Segundo Milhan, gostavam. Em dez dias, livrou-se dos 104 exemplares e arquitetou seu novo plano: São Paulo. Entretanto, o amor pela literatura não o pareceu tão latente por lá. Durante um dia inteiro na Avenida Paulista, apenas uma venda. Afinal, era um iniciante na arte de abordar paulistanos apressados. Até que, em 2015, um “macaco velho” nessa prática, um morador de rua chamado Jorge Carvalho, decidiu o ajudar em frente ao Parque Trianon. Como quem ainda não acredita no que aconteceu, Milhan conta: “Ele me disse que eu estava vendendo errado, que pechinchar não venderia o livro. Falei que o valor era de 30 reais, e ele me sugeriu: ‘se eu vender, quanto você me dá?’. Ofereci ficar com 20 reais e o resto seria dele. Lá foi ele e vendeu por 50 reais”.

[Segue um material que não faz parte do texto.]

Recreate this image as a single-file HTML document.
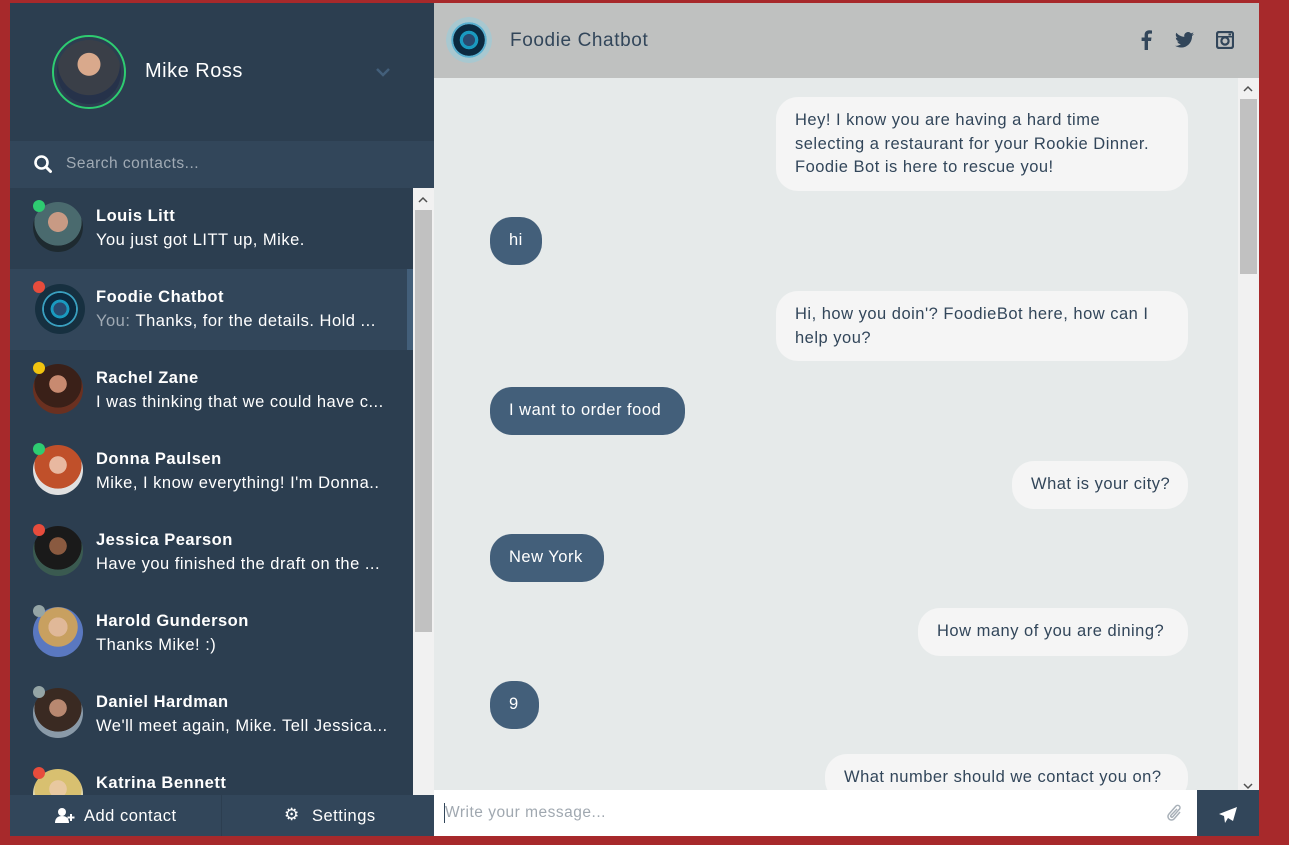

Parceiros de vendas, Jorge e Paulo criaram um forte laço de amizade. Na rua, ambos passaram por situações similares na vida. Desde as dificuldades diárias até a rejeição das pessoas que passam por eles nas ruas. “Naquele momento, conheci toda sua vida. Nunca vi uma história de superação como a dele. Foi por isso que vendi seus livros pela Avenida Paulista. E ele me auxiliou a sair das ruas”, Carvalho relembra encarecidamente.
Agora, além da primeira obra “Tarde Demais Para Acreditar no Amor”, carrega o romance “Amante Virtual”, publicado em 2016. A Editora Milhan atualmente sustenta-se graças ao programa do Sebrae de incentivo ao microempreendedor individual que isenta o pagamento de impostos. O custo da editora gira em torno de 54 reais por mês (INSS). As vendas são todas feitas por Milhan, às vezes recebendo a ajuda de amigos como Carvalho. O autor decidiu não dispor seus romances nas livrarias, por encarar um negócio não tão lucrativo quanto vendê-los por conta própria. Nas ruas é como ele sobrevive.
Na cabeça, assim como na prisão, as ideias fervilham. No fim das contas, sempre foi um empreendedor. Como fez durante seu trajeto, atingirá seus anseios. A diferença é que, agora, não são ilegais e exigem bastante esforço. O futuro do autor, porém, ainda deve consistir por um tempo na seguinte frase: “Você gosta de literatura?”.